High dimensional Subset simulation

Subset simulation

The implemented subset simulation algorithms SubSetSimulation (using Metropolis-Hastings MCMC), SubSetInfinity (conditional sampling MCMC) and SubSetInfinityAdaptive (adaptive conditional sampling MCMC), work efficiently in high dimensions. This benchmark shows how these algorithms scale with increasing number of dimension N and increasingly smaller target probability of failure pf_target.

Example function

In this example, the test model will be sum of independent standard normal distributions

$$f_N(X)=\sum _i^N{X}_i,$$

where $X_i\sim \mathrm{\Phi }(0,1)$ are standard normal random variables. We will define a linear limitstate

$$g_N(X)=C_N-f_N(X),$$

where $C_N$ will be defined such that the failure probability $\mathbb{P}(g(X)\le 0)$ matches a pre-defined value pf_target.

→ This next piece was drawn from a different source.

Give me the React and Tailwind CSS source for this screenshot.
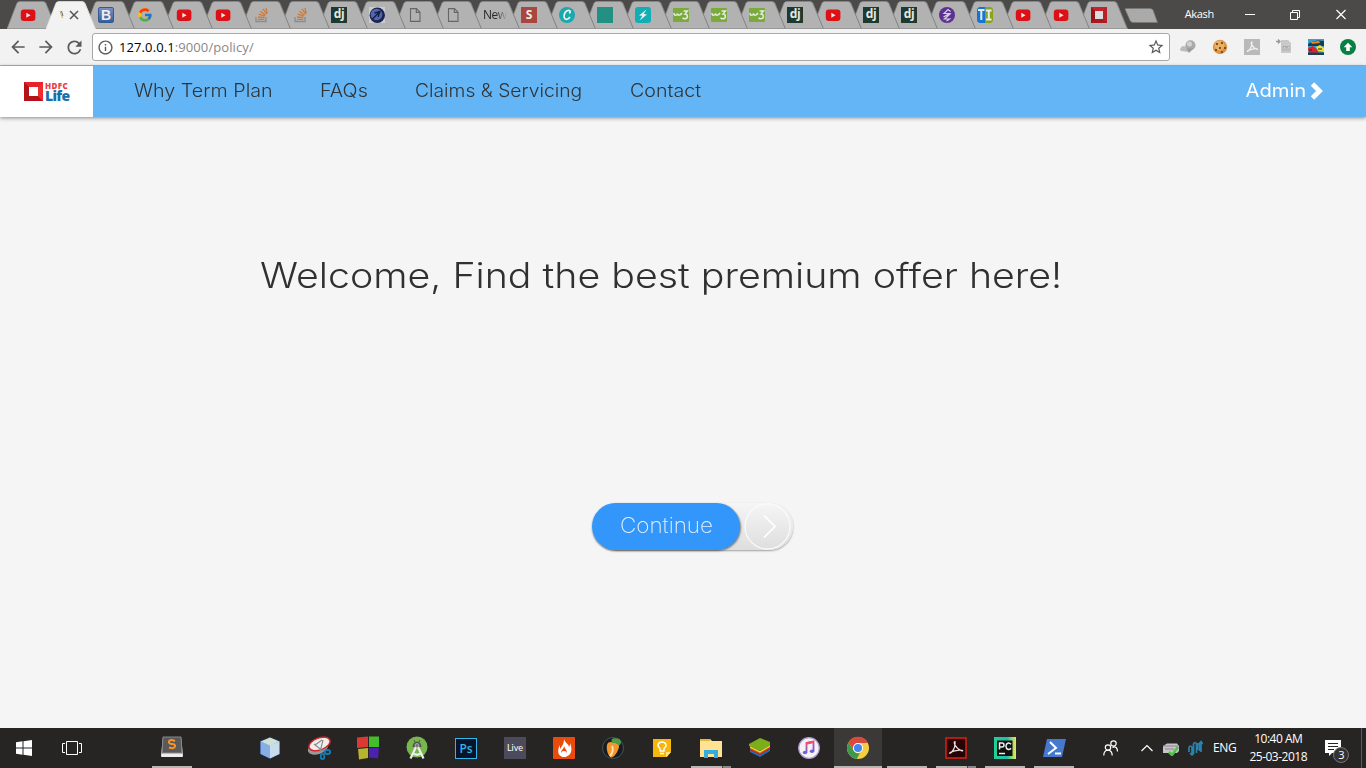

We can find $C_N$ analytically, depending on the chosen number of dimensions and target probability of failure

$$C_N=F_{{\mathrm{\Phi }}_{\sqrt{N}}}^{-1}(1-p_{\text{target}}),$$

where $F_{{\mathrm{\Phi }}_{\sqrt{N}}}^{-1}$ is the quantile function of a Gaussian distribution, with zero mean and standard deviation sqrt(N).

Since the dimension and failure probability are two parameters of this numerical experiment, we can dynamically create the required number of random variables using broadcasting

using UncertaintyQuantification

N = 2000

inputs = RandomVariable.(Normal(), [Symbol("x$i") for i in 1:N])

The model can be defined generalized for arbitrary dimensions by summing the columns of the DataFrame. Using names(inputs) to select the columns we can safely exclude any extra variables that might be present.

f = Model(
    df -> sum(eachcol(df[:, names(inputs)])),
    :f
)

Next, the pf_target and corresponding limit state are defined.

pf_target = 1e-9

fail_limit = quantile(Normal(0, sqrt(N)), 1 - pf_target)

function g(df)
    return fail_limit .- df.f
end

For this benchmark, the probability of failure will be estimated using all available variants of Subset simulation

subset_MH = SubSetSimulation(2000, 0.1, 20, Uniform(-0.5, 0.5))
subset_CS = SubSetInfinity(2000, 0.1, 20, 0.5)
subset_aCS = SubSetInfinityAdaptive(2000, 0.1, 20, 200)

Monte Carlo simulation

Although standard Monte Carlo simulation works independently of dimension, for a target failure probability of ${10}^{-9}$, even with a billion ${10}^9$ samples it can return $p_f=0$.

As a first benchmark the three subset simulation algorithms are used to solve the example problem with a fixed number of dimensions N=200 and sample size per level N_samples=2000 for increasingly smaller target probability of failures. The following figure shows the average estimated probabilities of failure and the standard deviation resulting from 100 independent simulation runs. Note how the variance of the estimation increases for smaller pf values. However, in comparison, the variance of the Metropolis-Hastings variant is higher than the variance of the conditional sampling methods.

For the next benchmark, the number of dimensions remains fixed at 200 while the number of samples is increased to estimate a target probability of failure of ${10}^{-4}$.

The final benchmark uses the same fixed target $p_f={10}^{-4}$ and again keeps the number of samples constant at 2000 per level. This time, the number of dimensions is increased to raise the complexity of the problem.